Although NHL fans may be upset about the lack of star power at the Olympic Games, it appears that Bettman may really be doing them a favor in the short-term. Allowing the NHL’s best players to compete at the Olympics often alters the outcome of the NHL season. For example, the Detroit Redwings have twice sent the most players to the Olympics and later lost in the first round after being expected to advance much further. The potential for injuries to top talent could also have substantial effects on the season, such as when John Tavares sustained a season-ending injury during the 2014 Games in Sochi. Choosing to prohibit the League’s best players from participating in this year’s Olympics will most likely produce the best on-ice product come playoff time in April.
Finally, fans must understand that the League risks injury to major assets while receiving little in return. This year, the IOC informed the NHL that it would no longer pay the League’s participation costs associated with travel, insurance, and accommodations for the players and their guests. Furthermore, the NHL must stop its play for more than two weeks, which will lose the NHL revenues from sponsors, television contracts, and concessions.
While the NHL will certainly miss out on current revenues, the NHLPA and many players have argued that the League is impeding its opportunity for international growth by not sending players to the Games in Asia. However, the NHL would most likely counter this argument by claiming that it recently had a preseason game in China this year in an attempt to increase its international market.

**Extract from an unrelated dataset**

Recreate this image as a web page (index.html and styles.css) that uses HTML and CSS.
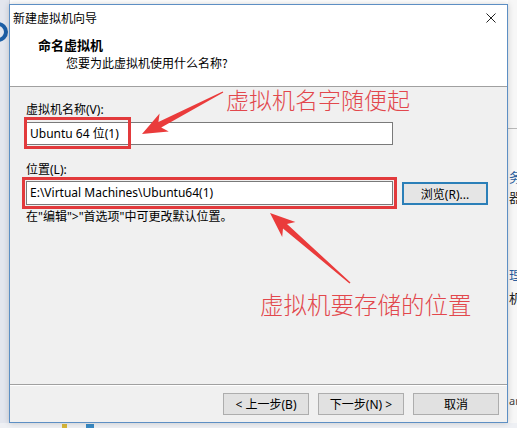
FILE: index.html
```html
<!DOCTYPE html>
<html lang="zh-CN">
<head>
    <meta charset="UTF-8">
    <title>新建虚拟机向导</title>
    <link rel="stylesheet" href="styles.css">
</head>
<body>
    <!-- main application window behind the wizard -->
    <div class="backdrop">
        <div class="app-logo"></div>
        <div class="side-panel">
            <div class="side-rule"></div>
            <span class="frag link" style="top: 168px">务</span>
            <span class="frag" style="top: 188px">器</span>
            <span class="frag link" style="top: 266px">理</span>
            <span class="frag" style="top: 289px">机</span>
            <span class="frag small" style="top: 392px">ar</span>
        </div>
        <div class="taskbar">
            <span class="tray yellow"></span>
            <span class="tray blue"></span>
        </div>
    </div>

    <div class="dialog">
        <div class="titlebar">
            <span class="title">新建虚拟机向导</span>
            <svg class="close" width="10" height="10" viewBox="0 0 10 10">
                <path d="M0.5 0.5 L9.5 9.5 M9.5 0.5 L0.5 9.5" stroke="#222" stroke-width="1" fill="none"/>
            </svg>
        </div>
        <div class="header">
            <div class="header-title">命名虚拟机</div>
            <div class="header-sub">您要为此虚拟机使用什么名称?</div>
        </div>
        <div class="content">
            <label class="field-label">虚拟机名称(V):</label>
            <div class="textbox name-box">Ubuntu 64 位(1)</div>

            <label class="field-label loc-label">位置(L):</label>
            <div class="loc-row">
                <div class="textbox">E:\Virtual Machines\Ubuntu64(1)</div>
                <button class="btn browse">浏览(R)...</button>
            </div>
            <div class="hint">在"编辑"&gt;"首选项"中可更改默认位置。</div>
        </div>
        <div class="footer">
            <button class="btn">&lt; 上一步(B)</button>
            <button class="btn">下一步(N) &gt;</button>
            <button class="btn">取消</button>
        </div>
    </div>

    <!-- red annotations drawn on top -->
    <div class="mark mark-name"></div>
    <div class="mark mark-loc"></div>
    <div class="note note-name">虚拟机名字随便起</div>
    <div class="note note-loc">虚拟机要存储的位置</div>
    <svg class="arrows" width="517" height="428" viewBox="0 0 517 428">
        <polygon fill="#ea3b3b" points="142,134 168.8,131.4 161.2,127.5 223.3,92.6 222.7,91.4 158.4,122.1 159.6,113.6"/>
        <polygon fill="#ea3b3b" points="270,213 295.4,222.0 287.0,223.9 350.5,282.6 349.5,283.4 283.0,228.5 282.2,237.0"/>
    </svg>
</body>
</html>
```

FILE: styles.css
```css
* {
    margin: 0;
    padding: 0;
    box-sizing: border-box;
}

body {
    position: relative;
    width: 517px;
    height: 428px;
    overflow: hidden;
    background: #ffffff;
    font-family: "Noto Sans", "Noto Sans CJK SC", sans-serif;
    font-size: 12px;
    color: #000;
}

/* ---- window behind ---- */

.backdrop {
    position: absolute;
    inset: 0;
    background: #ffffff;
}

.backdrop::before {
    content: "";
    position: absolute;
    left: 0;
    top: 0;
    width: 9px;
    height: 428px;
    background: #e3e6ee;
    border-right: 1px solid #c9cfdc;
}

.app-logo {
    position: absolute;
    left: -12px;
    top: 22px;
    width: 20px;
    height: 20px;
    border: 4px solid #1d5fa6;
    border-radius: 50%;
}

.side-panel {
    position: absolute;
    left: 508px;
    top: 0;
    width: 9px;
    height: 428px;
    background: #f7f7f7;
}

.side-rule {
    position: absolute;
    left: 0;
    top: 128px;
    width: 9px;
    border-top: 1px solid #b9b9b9;
}

.frag {
    position: absolute;
    left: 1px;
    font-family: "Noto Sans CJK SC", sans-serif;
    font-size: 13px;
    line-height: 18px;
    color: #222;
}

.frag.link {
    color: #2b5f9e;
}

.frag.small {
    font-family: "Noto Sans", sans-serif;
    font-size: 11px;
    color: #444;
}

.taskbar {
    position: absolute;
    left: 0;
    top: 423px;
    width: 517px;
    height: 5px;
    background: #eef0f4;
}

.tray {
    position: absolute;
    top: 1px;
    width: 5px;
    height: 4px;
}

.tray.yellow {
    left: 62px;
    background: #d8b83a;
}

.tray.blue {
    left: 86px;
    width: 8px;
    background: #3a8ac4;
}

/* ---- wizard dialog ---- */

.dialog {
    position: absolute;
    left: 9px;
    top: 4px;
    width: 499px;
    height: 419px;
    border: 1px solid #5d8fc4;
    background: #f0f0f0;
    box-shadow: 0 0 6px rgba(0, 0, 0, 0.18);
    display: flex;
    flex-direction: column;
}

.titlebar {
    height: 25px;
    background: #fff;
    display: flex;
    align-items: center;
    justify-content: space-between;
    padding: 0 11px 0 3px;
}

.title {
    font-family: "Noto Sans CJK SC", sans-serif;
    font-size: 12px;
    line-height: 25px;
}

.header {
    height: 57px;
    background: #fff;
    border-bottom: 1px solid #a0a0a0;
    padding: 6px 0 0 28px;
}

.header-title {
    font-family: "Noto Sans CJK SC", sans-serif;
    font-weight: 700;
    font-size: 13px;
    line-height: 18px;
}

.header-sub {
    font-family: "Noto Sans CJK SC", sans-serif;
    font-size: 12px;
    line-height: 16px;
    margin-top: 1px;
    padding-left: 28px;
}

.content {
    flex: 1;
    padding: 15px 0 0 16px;
    display: flex;
    flex-direction: column;
    align-items: flex-start;
}

.field-label {
    line-height: 16px;
}

.loc-label {
    margin-top: 17px;
}

.textbox {
    width: 367px;
    height: 24px;
    margin-top: 3px;
    background: #fff;
    border: 1px solid #7a7a7a;
    padding-left: 3px;
    line-height: 22px;
    white-space: nowrap;
}

.name-box {
    height: 23px;
    margin-top: 4px;
}

.loc-row {
    display: flex;
    align-items: center;
    gap: 9px;
}

.hint {
    margin-top: 4px;
    line-height: 16px;
}

.btn {
    width: 86px;
    height: 22px;
    background: #e1e1e1;
    border: 1px solid #adadad;
    font-family: "Noto Sans", "Noto Sans CJK SC", sans-serif;
    font-size: 12px;
    color: #000;
}

.browse {
    height: 23px;
    margin-top: 4px;
    border: 2px solid #2b7fb8;
    background: #e5e5e5;
}

.footer {
    height: 38px;
    border-top: 1px solid #a0a0a0;
    box-shadow: inset 0 1px 0 #fff;
    display: flex;
    justify-content: flex-end;
    align-items: flex-start;
    gap: 9px;
    padding: 8px 8px 0 0;
}

/* ---- annotations ---- */

.mark {
    position: absolute;
    border: 3px solid #e23a3c;
}

.mark-name {
    left: 24px;
    top: 117px;
    width: 107px;
    height: 32px;
}

.mark-loc {
    left: 22px;
    top: 177px;
    width: 375px;
    height: 32px;
}

.note {
    position: absolute;
    font-family: "Noto Sans CJK SC", sans-serif;
    font-weight: 300;
    color: #e2474c;
    white-space: nowrap;
}

.note-name {
    left: 226px;
    top: 85px;
    font-size: 23px;
    line-height: 28px;
}

.note-loc {
    left: 260px;
    top: 290px;
    font-size: 23.5px;
    line-height: 28px;
}

.arrows {
    position: absolute;
    left: 0;
    top: 0;
}
```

We will have to wait and see if Bettman and the NHL’s decision will have a positive effect on the outcome of this year’s NHL season, but for now, all hockey fans should rejoice in the fact that they will have twice the hockey to watch for two weeks this winter
 Rachel Axon, Winter Olympics: IOC approves unified Korean team in opening ceremony, women’s hockey, USA TODAY Sports (Jan. 20, 2018, 8:49 AM), https://www.usatoday.com/story/sports/olympics/2018/01/20/korea-winter-olympics-unified-opening-ceremony/1050681001/.
 Eric Macramalla, How The NHL Can Stop Players From Going To The Olympics, Forbes (Apr. 4, 2017, 11:58 AM), https://www.forbes.com/sites/ericmacramalla/2017/04/04/legal-look-stopping-nhl-players-from-participating-in-the-winter-olympics/#347cf68c49d6.
 Dan Rosen, NHL will not participate in 2018 Olympics, NHL.com (Apr. 3, 2017), https://www.nhl.com/news/nhl-will-not-participate-in-2018-winter-olympics/c-288385598.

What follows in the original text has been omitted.